The point of my video series was to try and demonstrate the uncertainty that is inherent in this kind of exercise. So I didn't rehearse it or plan it. I am not sure that I was clear enough on the trailing comma thing. I should have been more explicit that at that moment I was experimenting to see how the code worked before I decided how to proceed. This would have been clearer, perhaps, if I hadn't take the short-cut of not really committing to save time. There is no way that I would have committed the change with the line of code commented out!
Yes, I hummed and harr'ed about showing the creation of the Approval test - I think that I will do another separate video on that sometime. I basically took the snippet of sample XML that was in the comments in the code, wrote a test based on that as the input, then measured coverage and added more XML that I guessed would increase the coverage until it did.
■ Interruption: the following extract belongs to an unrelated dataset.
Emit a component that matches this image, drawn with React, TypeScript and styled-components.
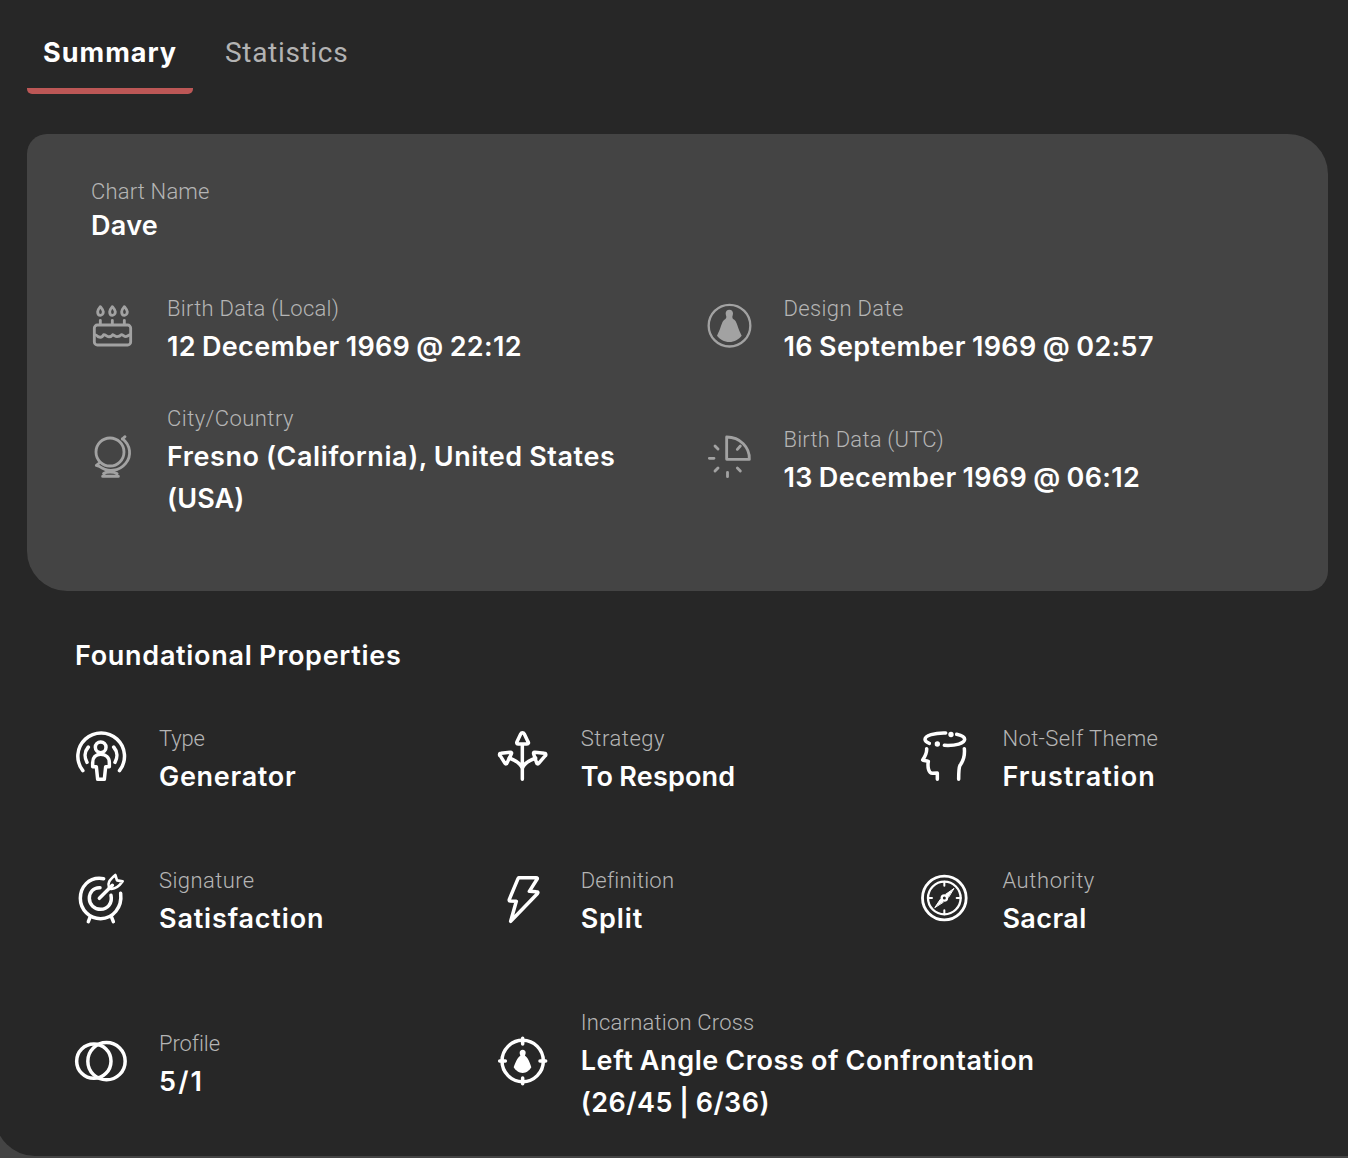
import React from "react";
import styled, { createGlobalStyle } from "styled-components";

const GlobalStyle = createGlobalStyle`
  * { box-sizing: border-box; }
  body { margin: 0; background: #444; overflow: hidden; font-family: Roboto, "Noto Sans", sans-serif; }
`;

const Panel = styled.main`
  height: 1156px;
  margin-left: -5px;
  padding: 0 20px 0 32px;
  background: #272727;
  border-bottom-left-radius: 40px;
`;
const TabBar = styled.nav`
  display: flex;
  gap: 16px;
`;
const Tab = styled.button<{ $active?: boolean }>`
  position: relative;
  height: 94px;
  width: ${(p) => (p.$active ? 166 : 154)}px;
  padding: 11px 0 0 16px;
  border: 0;
  background: none;
  display: flex;
  align-items: flex-start;
  color: ${(p) => (p.$active ? "#fff" : "#b3b3b3")};
  font: ${(p) => (p.$active ? "700 27px/84px Inter" : "400 28px/84px Roboto")}, sans-serif;
  letter-spacing: ${(p) => (p.$active ? 1 : 0.68)}px;
  &::after {
    content: "";
    position: absolute;
    left: 0;
    right: 0;
    bottom: 0;
    height: 6px;
    border-radius: 0 0 5px 5px;
    background: ${(p) => (p.$active ? "#bc5756" : "transparent")};
  }
`;
const Card = styled.section`
  height: 457px;
  margin-top: 40px;
  padding: 42px 64px 0;
  border-radius: 20px 40px 20px 40px;
  background: #444;
`;
const ChartHead = styled.div`
  height: 116.5px;
`;
const Label = styled.div<{ $track: number }>`
  height: 33px;
  color: #b5b5b5;
  font-weight: 300;
  font-size: 22px;
  line-height: 31px;
  letter-spacing: ${(p) => p.$track}px;
  white-space: nowrap;
`;
const Value = styled.div<{ $track: number; $tight?: boolean }>`
  height: 42px;
  margin-top: ${(p) => (p.$tight ? -4.5 : 0)}px;
  color: #fff;
  font-family: Inter, sans-serif;
  font-weight: 600;
  font-size: 27px;
  line-height: 42px;
  letter-spacing: ${(p) => p.$track}px;
  word-spacing: -1px;
  white-space: nowrap;
`;
const BirthGrid = styled.div`
  display: grid;
  grid-template-columns: 616.5px 1fr;
  row-gap: 35px;
  align-items: center;
`;
const PropertyGrid = styled.div`
  display: grid;
  grid-template-columns: repeat(3, 421.7px);
  row-gap: 67px;
  align-items: center;
  margin-top: 46px;
`;
const Item = styled.div<{ $gap: number; $wide?: boolean }>`
  display: flex;
  align-items: center;
  gap: ${(p) => p.$gap}px;
  grid-column: ${(p) => (p.$wide ? "span 2" : "auto")};
`;
const Foundation = styled.section`
  padding: 43.5px 0 0 48px;
`;
const Heading = styled.h2`
  margin: 0;
  color: #fff;
  font-family: Inter, sans-serif;
  font-weight: 600;
  font-size: 27px;
  line-height: 42px;
  letter-spacing: 0.71px;
  word-spacing: -1px;
`;
const Icon = styled.svg<{ $size: number; $muted?: boolean }>`
  flex: none;
  width: ${(p) => p.$size}px;
  height: ${(p) => p.$size}px;
  margin: 0 0 8px ${(p) => (p.$muted ? -1 : 0)}px;
  overflow: visible;
  color: ${(p) => (p.$muted ? "#a2a2a2" : "#fff")};
  fill: none;
  stroke: currentColor;
  stroke-width: ${(p) => (p.$muted ? 8.5 : 10.5)};
  stroke-linecap: round;
  stroke-linejoin: round;
`;

type Line = [text: string, track: number];
type Entry = { label: Line; lines: Line[]; box: string; art: React.ReactNode; wide?: boolean };

const birth: Entry[] = [
  {
    label: ["Birth Data (Local)", 0.26],
    lines: [["12 December 1969 @ 22:12", 0.32]],
    box: "30 27 132 132",
    art: (
      <>
        <path d="M61 35c-5 6-8 10-8 15 0 7 4 11 8 11s9-4 9-11c0-5-4-9-9-15ZM97 35c-5 6-8 10-8 15 0 7 4 11 8 11s9-4 9-11c0-5-4-9-9-15ZM133 35c-5 6-8 10-8 15 0 7 4 11 8 11s9-4 9-11c0-5-4-9-9-15Z" />
        <path d="M61 76v13M97 76v13M133 76v13" />
        <rect x="43" y="90" width="109" height="60" rx="9" />
        <path d="M43 119c6 0 8 2 11 6 7 3 13 3 17-6 6 0 8 5 13 6 7 1 11-1 14-6 5 1 7 6 13 6s9-1 13-6c5 0 8 6 13 6s9-6 15-6" />
      </>
    ),
  },
  {
    label: ["Design Date", 0.36],
    lines: [["16 September 1969 @ 02:57", 0.36]],
    box: "36 27 132 132",
    art: (
      <>
        <circle cx="103.5" cy="92" r="62.5" strokeWidth="7" />
        <path fill="currentColor" stroke="none" d="M103 44c7 0 11 5 11 11 0 4-1 7-2 10 0 5 2 7 6 9 6 4 9 17 15 33l7 15c-8 11-22 19-37 19s-29-8-37-19l8-18c5-13 8-26 14-30 4-2 6-5 6-9-1-3-2-6-2-10 0-6 4-11 11-11Z" />
      </>
    ),
  },
  {
    label: ["City/Country", 0.45],
    lines: [["Fresno (California), United States", 0.57], ["(USA)", 0.1]],
    box: "30 30 132 132",
    art: (
      <>
        <circle cx="90" cy="81" r="42" />
        <path d="M127 41c26 20 28 53 10 74-20 25-55 27-79 9l-9-3M58 114l-9 7M127 42l8-7" />
        <path d="M71 146c7-7 31-7 40 0M68 154h47" strokeWidth="9" />
      </>
    ),
  },
  {
    label: ["Birth Data (UTC)", 0.22],
    lines: [["13 December 1969 @ 06:12", 0.32]],
    box: "36 30 132 132",
    art: (
      <path d="M95 36v67h68c2-36-28-67-68-67ZM127 73l9-10M60 63l9 9M43 100h14M60 138l9-9M97.500 142v13M127 129l9 9" />
    ),
  },
];

const properties: Entry[] = [
  {
    label: ["Type", -0.18],
    lines: [["Generator", 0.7]],
    box: "30 30 156 156",
    art: (
      <>
        <path d="M53.5 152a70 70 0 1 1 110 0" />
        <path d="M70 81c-12 14-12 32-4 46M146 81c12 14 12 32 4 46" />
        <circle cx="107" cy="82" r="16" />
        <path d="M98 178l-4-38H83v-12c0-16 9-25 24-25s26 9 26 25v12h-11l-4 38Z" />
      </>
    ),
  },
  {
    label: ["Strategy", 0.55],
    lines: [["To Respond", 0.2]],
    box: "36 30 156 156",
    art: (
      <>
        <path d="M112 38c-2 0-4 2-5 4L96 65c-2 5 0 7 4 7h26c4 0 6-3 3-7l-11-23c-1-2-4-4-6-4ZM112 73v105M112 145c-5-13-21-24-39-31M112 145c5-13 21-24 40-31" />
        <path d="M44 103c-1 2 0 4 3 6l13 21c2 3 5 2 6-1l13-27c2-4 0-6-4-5l-27 3c-2 0-4 1-4 3ZM182 103c1 2 0 4-3 6l-18 21c-2 3-5 2-6-1l-9-27c-1-4 0-6 4-5l28 3c2 0 4 1 4 3Z" />
      </>
    ),
  },
  {
    label: ["Not-Self Theme", 0.4],
    lines: [["Frustration", 1.0]],
    box: "39 30 156 156",
    art: (
      <>
        <path d="M122 39c-34-1-62 8-62 19 0 5 5 9 13 12M155 43c14 3 24 9 24 15 0 12-27 20-61 18" />
        <path d="M65 86c1 13-4 22-12 34 2 3 10 2 17 4-3 17 1 36 12 36l15-1v19M178 86c2 21-3 37-13 50-4 8-4 20-4 42" />
        <circle cx="138" cy="43.500" r="8" fill="currentColor" stroke="none" />
        <circle cx="97" cy="72" r="8" fill="currentColor" stroke="none" />
      </>
    ),
  },
  {
    label: ["Signature", 0.42],
    lines: [["Satisfaction", 0.83]],
    box: "30 21 156 156",
    art: (
      <>
        <path d="M116 41c-47-8-70 28-70 59 0 34 27 61 61 61 37 0 65-34 60-76M105 68c-20-1-32 14-32 32 0 19 15 33 34 33 21 0 36-19 31-42M75 157l-5 13M140 157l5 13M103 100l39-39" />
        <path d="M132 68c-5-14 0-22 19-38l5 16 17 3c-13 18-24 25-38 22Z" strokeWidth="8" />
      </>
    ),
  },
  {
    label: ["Definition", 0.2],
    lines: [["Split", 0.85]],
    box: "36 21 156 156",
    art: <path d="M101 38h52c4 0 5 2 3 5l-23 36 21 1c5 0 6 2 3 6l-80 83 17-60-18-1c-3 0-4-2-3-5l26-62Z" />,
  },
  {
    label: ["Authority", 0.6],
    lines: [["Sacral", 0.43]],
    box: "39 21 156 156",
    art: (
      <>
        <circle cx="118" cy="99" r="65.500" strokeWidth="8.500" />
        <circle cx="118" cy="99" r="49" strokeWidth="7" />
        <path d="M118 50v12M118 136v12M69 99h12M155 99h12" strokeWidth="6" />
        <circle cx="118" cy="99" r="8" strokeWidth="7" />
        <path fill="currentColor" strokeWidth="3" d="m146 71-24 17 8 8ZM90 127l16-24 8 8Z" />
      </>
    ),
  },
  {
    label: ["Profile", -0.1],
    lines: [["5/1", 2.2]],
    box: "30 30 156 156",
    art: (
      <>
        <circle cx="86.500" cy="108.500" r="51.500" />
        <circle cx="124.500" cy="108.500" r="56" />
      </>
    ),
  },
  {
    label: ["Incarnation Cross", 0.2],
    lines: [["Left Angle Cross of Confrontation", 0.61], ["(26/45 | 6/36)", 0.48]],
    box: "36 30 156 156",
    wide: true,
    art: (
      <>
        <circle cx="113" cy="108" r="62" />
        <path d="M113 40v17M113 159v17M44 108h17M165 108h17" />
        <path fill="currentColor" stroke="none" d="M113 74c6 0 9 4 9 9 0 4-2 6-2 9 8 5 15 20 19 35-5 9-15 17-26 17s-22-8-27-17c5-15 12-30 20-35 0-3-2-5-2-9 0-5 3-9 9-9Z" />
      </>
    ),
  },
];

function Entries({ items, muted }: { items: Entry[]; muted?: boolean }) {
  return (
    <>
      {items.map((e) => (
        <Item key={e.label[0]} $gap={muted ? 33 : 32} $wide={e.wide}>
          <Icon viewBox={e.box} $size={muted ? 44 : 52} $muted={muted}>{e.art}</Icon>
          <div>
            <Label $track={e.label[1]}>{e.label[0]}</Label>
            {e.lines.map(([text, track]) => (
              <Value key={text} $track={track}>{text}</Value>
            ))}
          </div>
        </Item>
      ))}
    </>
  );
}

export default function App() {
  return (
    <>
      <GlobalStyle />
      <Panel>
        <TabBar>
          <Tab $active>Summary</Tab>
          <Tab>Statistics</Tab>
        </TabBar>
        <Card>
          <ChartHead>
            <Label $track={0.17}>Chart Name</Label>
            <Value $track={0.3} $tight>Dave</Value>
          </ChartHead>
          <BirthGrid>
            <Entries items={birth} muted />
          </BirthGrid>
        </Card>
        <Foundation>
          <Heading>Foundational Properties</Heading>
          <PropertyGrid>
            <Entries items={properties} />
          </PropertyGrid>
        </Foundation>
      </Panel>
    </>
  );
}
Whether or not the code counts as "Testable" based only on the Approval tests is debatable I guess. Strictly I guess you are correct, but I suppose that I fall into the trap of the overloaded nature of the word "Test" in the context of TDD. What I really mean by "Testability" is "Designable Through Executable Specifications". Approval tests don't do that, which is why I reacted against them a bit when I first heard of them from you. I know see their value, but it is not the same thing that you get from TDD. I suppose that by sports analogy, Approval Tests are defensive tests and TDD tests are Offensive tests?
You are probably right that the video would have been in better context if I had a planned feature to add.
Anyway, thanks again for the feedback.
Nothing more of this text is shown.